A majority of independent investors Thursday voted against the election of Ferdinand Piëch to the post of chairman at truckmaker MAN in an unprecedented display of shareholder power in Germany.
Mr Piëch, the controversial supervisory board chairman of Volkswagen, was still voted to the post since VW, with its 29.9 per cent stake, controlled nearly half of the votes at the truckmaker’s annual meeting.
But Mr Piëch received only 73 per cent of the total votes, far below the customary Soviet Union-style scores of 99 per cent. That meant slightly more than 50 per cent of the non-VW investors present at the meeting voted against him. Two other VW officials were also elected to the 20-strong supervisory board.
The unusually strong protest comes as foreign investors are beginning to worry more about the state of corporate governance in Germany and in particular the role of supervisory boards. Mr Piëch has drawn considerable criticism for his role at VW where he led a boardroom ousting of his popular chief executive.
Shareholders hailed the event as a strong signal to both Mr Piëch and the seven independent shareholder representatives on the board.
“This is a first for Germany and hopefully it is a good sign,” said Christian Strenger, a member of the government’s corporate governance commission who was proposed by small investors as an alternative candidate to Mr Piëch.

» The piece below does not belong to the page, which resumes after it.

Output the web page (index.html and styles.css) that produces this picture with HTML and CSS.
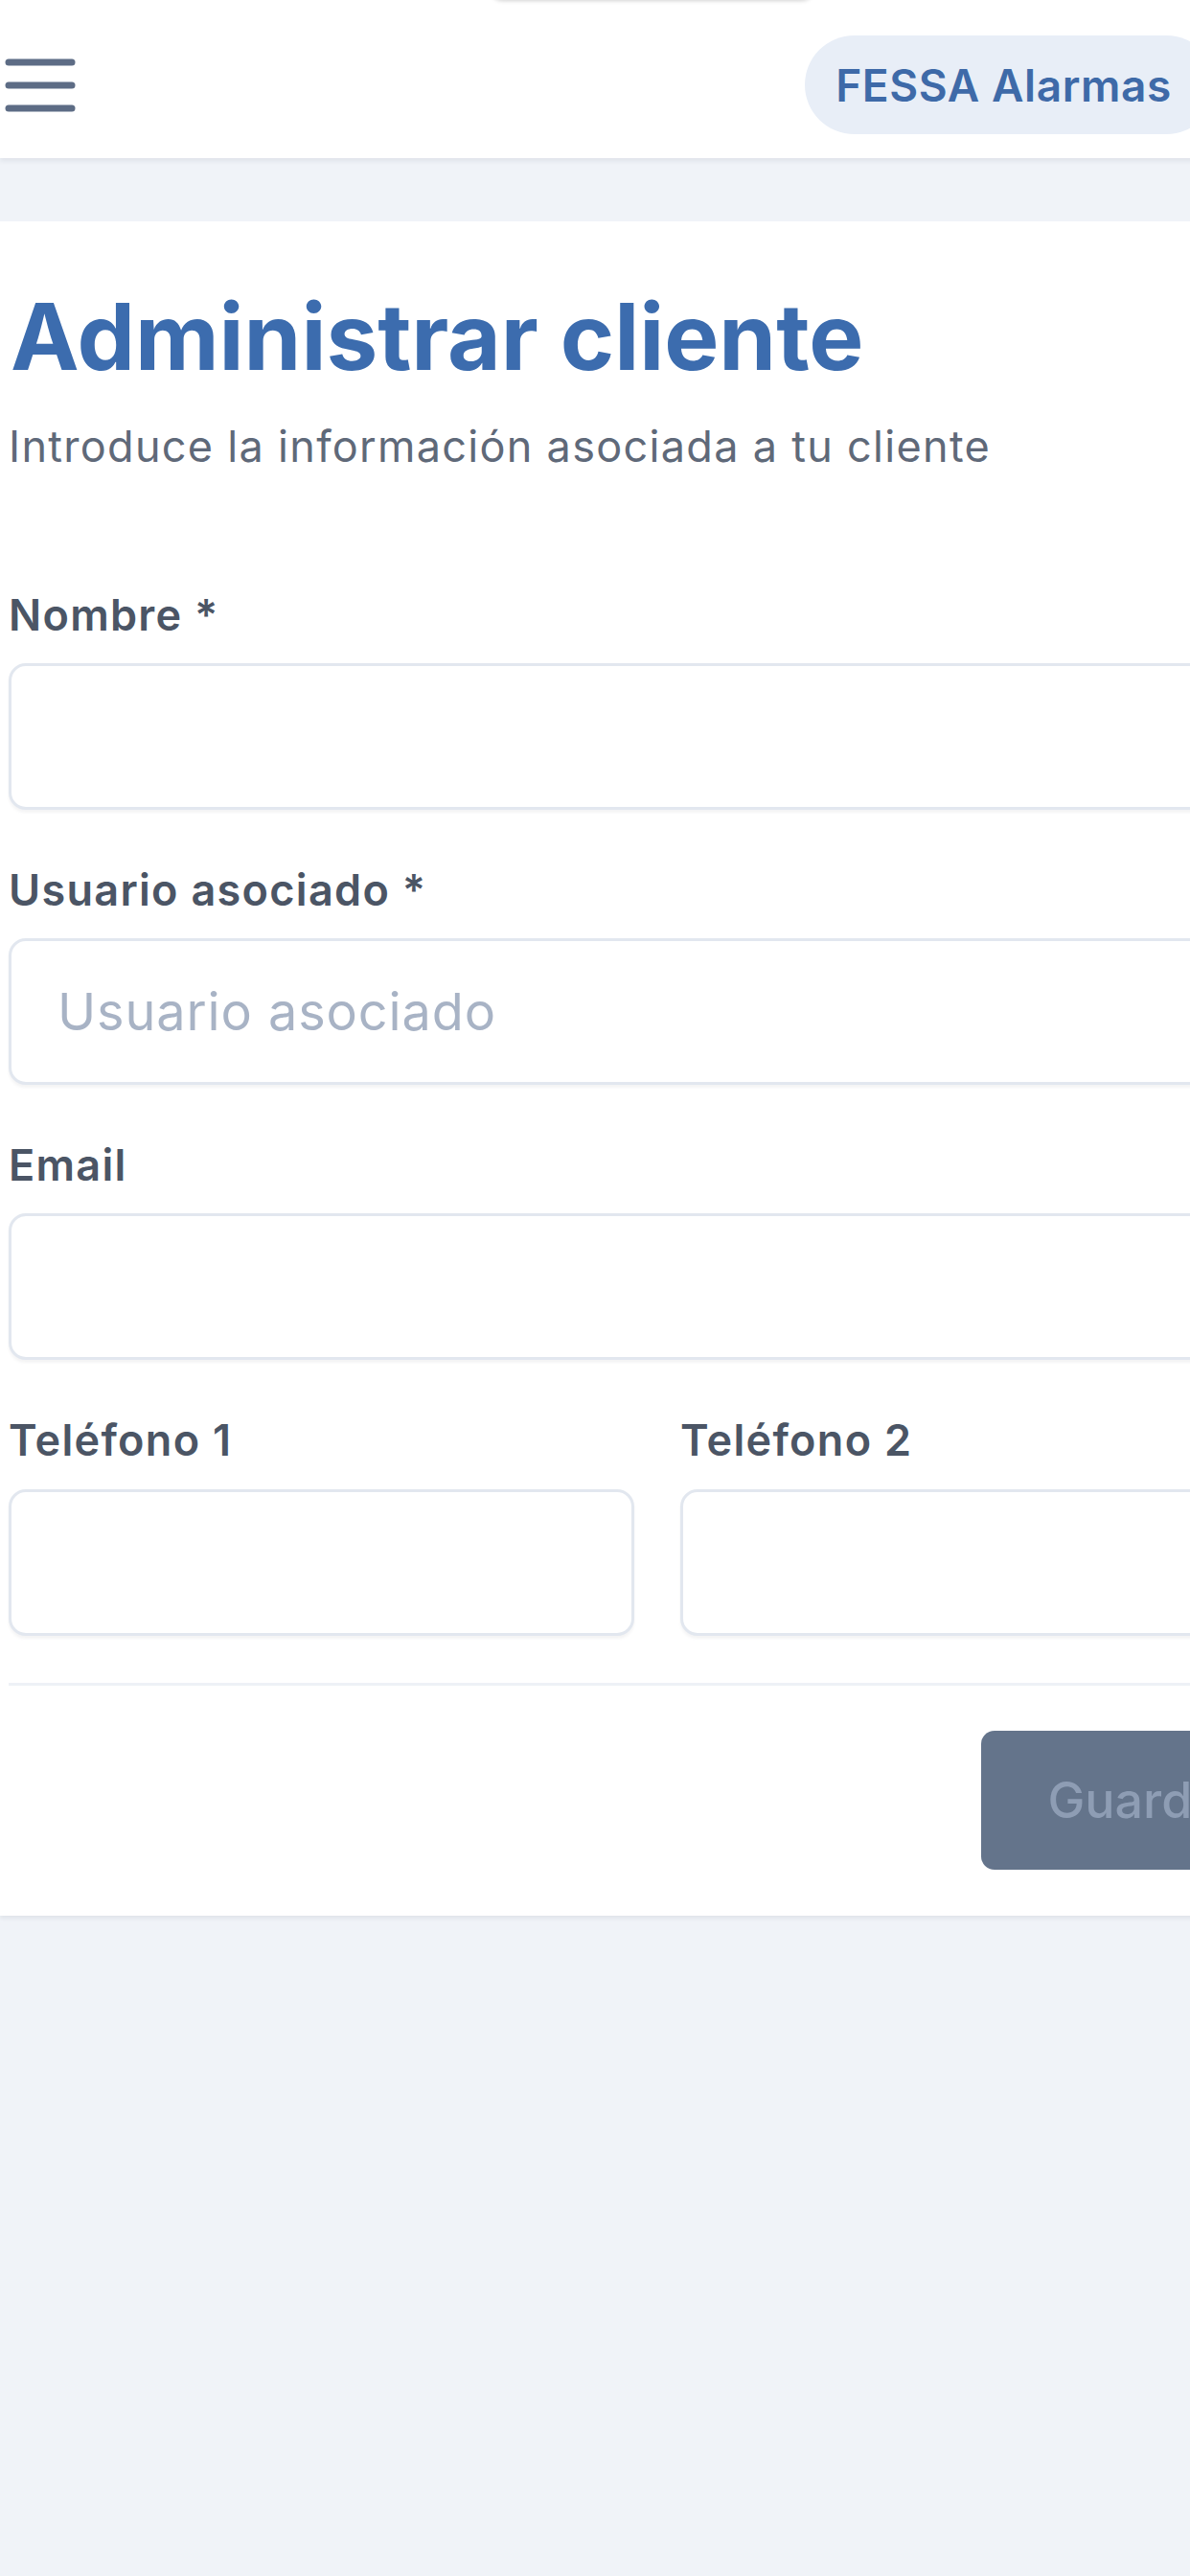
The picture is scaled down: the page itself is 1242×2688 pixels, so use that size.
FILE: index.html
```html
<!DOCTYPE html>
<html lang="es">
  <head>
    <meta charset="utf-8" />
    <title>Administrar cliente - FESSA Alarmas</title>
    <link rel="stylesheet" href="styles.css">
  </head>

  <body>
    <div class="island"></div>
    <div class="page">
      <!-- Top bar: menu + company badge -->
      <header class="topbar">
        <button class="menu-btn" type="button" aria-label="Menú">
          <svg width="74" height="56" viewBox="0 0 74 56">
            <g stroke="#5d6c85" stroke-width="7" stroke-linecap="round">
              <line x1="4" y1="4" x2="70" y2="4" />
              <line x1="4" y1="28" x2="70" y2="28" />
              <line x1="4" y1="52" x2="70" y2="52" />
            </g>
          </svg>
        </button>
        <span class="brand">FESSA Alarmas</span>
      </header>

      <main class="content">
        <section class="card">
          <h1>Administrar cliente</h1>
          <p class="lead">Introduce la información asociada a tu cliente</p>

          <form class="client-form">
            <div class="field">
              <label for="nombre">Nombre *</label>
              <input id="nombre" type="text" />
            </div>
            <div class="field">
              <label for="usuario">Usuario asociado *</label>
              <input id="usuario" type="text" placeholder="Usuario asociado" />
            </div>
            <div class="field">
              <label for="email">Email</label>
              <input id="email" type="email" />
            </div>
            <div class="field field-row">
              <div>
                <label for="tel1">Teléfono 1</label>
                <input id="tel1" type="tel" />
              </div>
              <div>
                <label for="tel2">Teléfono 2</label>
                <input id="tel2" type="tel" />
              </div>
            </div>

            <hr class="divider" />

            <div class="actions">
              <button class="btn-save" type="submit" disabled>Guardar</button>
            </div>
          </form>
        </section>
      </main>
    </div>
  </body>
</html>
```

FILE: styles.css
```css
/* Base page */
html, body {
  margin: 0;
  overflow-x: hidden;
}

body {
  background-color: #f0f3f8;
  font-family: Inter, "Noto Sans", Arial, sans-serif;
  min-height: 2688px;
  position: relative;
}

/* Small shape peeking in at the top centre */
.island {
  position: absolute;
  top: -20px;
  left: 508px;
  width: 345px;
  height: 20px;
  background: #ffffff;
  border-radius: 0 0 18px 18px;
  box-shadow: 0 1px 4px rgba(0, 0, 0, 0.18);
  z-index: 5;
}

.page {
  width: 1372px;
}

/* Top bar */
.topbar {
  display: flex;
  justify-content: space-between;
  align-items: center;
  box-sizing: border-box;
  height: 165px;
  padding: 12px 103px 0 5px;
  background-color: #ffffff;
  box-shadow: 0 3px 5px rgba(30, 41, 59, 0.08);
  position: relative;
  z-index: 2;
}

.menu-btn {
  border: none;
  background: none;
  padding: 0;
  display: flex;
  cursor: pointer;
}

.brand {
  display: flex;
  align-items: center;
  height: 103px;
  padding: 0 46px 0 32px;
  border-radius: 52px;
  background-color: #e8eef7;
  color: #3e6aa8;
  font-size: 46px;
  font-weight: 600;
  letter-spacing: 0.6px;
}

/* Form card */
.content {
  padding-top: 66px;
}

.card {
  background-color: #ffffff;
  padding: 63px 9px 48px 9px;
  box-shadow: 0 3px 4px rgba(30, 41, 59, 0.07);
}

h1 {
  margin: 0 0 28px 0;
  padding-left: 2px;
  font-size: 96px;
  line-height: 1.2;
  font-weight: 700;
  letter-spacing: 0;
  color: #3c6cae;
}

.lead {
  margin: 0;
  font-size: 45px;
  line-height: 1.3;
  letter-spacing: 1.3px;
  color: #5f6979;
}

.client-form {
  margin-top: 118px;
}

.field + .field {
  margin-top: 56px;
}

.field label {
  display: block;
  margin-bottom: 22px;
  font-size: 45px;
  line-height: 1.25;
  font-weight: 600;
  letter-spacing: 1.3px;
  color: #4b5565;
}

.field input {
  display: block;
  box-sizing: border-box;
  width: 100%;
  height: 153px;
  padding: 0 48px;
  border: 3px solid #e2e7ef;
  border-radius: 18px;
  background-color: #ffffff;
  box-shadow: 0 3px 3px rgba(30, 41, 59, 0.05);
  font-family: inherit;
  font-size: 54px;
  letter-spacing: 0.9px;
  color: #334155;
}

.field input::placeholder {
  color: #a8b3c5;
}

.field-row {
  display: grid;
  grid-template-columns: 1fr 1fr;
  column-gap: 48px;
}

.divider {
  margin: 49px 0 0 0;
  height: 3px;
  border: none;
  background-color: #eef1f6;
}

.actions {
  display: flex;
  justify-content: flex-end;
  margin-top: 47px;
}

.btn-save {
  height: 145px;
  padding: 0 69px;
  border: none;
  border-radius: 14px;
  background-color: #64748b;
  color: #8e9db4;
  font-family: inherit;
  font-size: 52px;
  font-weight: 500;
}
```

Hans Hirt, head of European corporate governance at Hermes, the UK activist investor, said: “There was a strong message sent out. The main thing is that the non-VW representatives in the supervisory board understand that there are other shareholders out there. Piëch won’t care but it should make the others think about us.”
Shareholders sharply criticised Mr Piëch’s corporate governance record at VW and also praised Hakan Samuelsson, the chief executive who has turned MAN round.
Hermes also proposed there should be a special committee of independent members on the supervisory board to discuss corporate governance issues.
Investors are worried because VW is also the largest shareholder of Scania, the Swedish truckmaker that MAN failed to take over this year. Many are afraid VW could try to tilt a deal in its favour and also possibly oust Mr Samuelsson.
But Mr Samuelsson said he welcomed VW as an investor, while the outgoing chairman, Ekkehard Schulz, said Mr Piëch supported his new chief executive and did not intend to split MAN up.
The annual meeting came as MAN raised its medium-term profitability targets.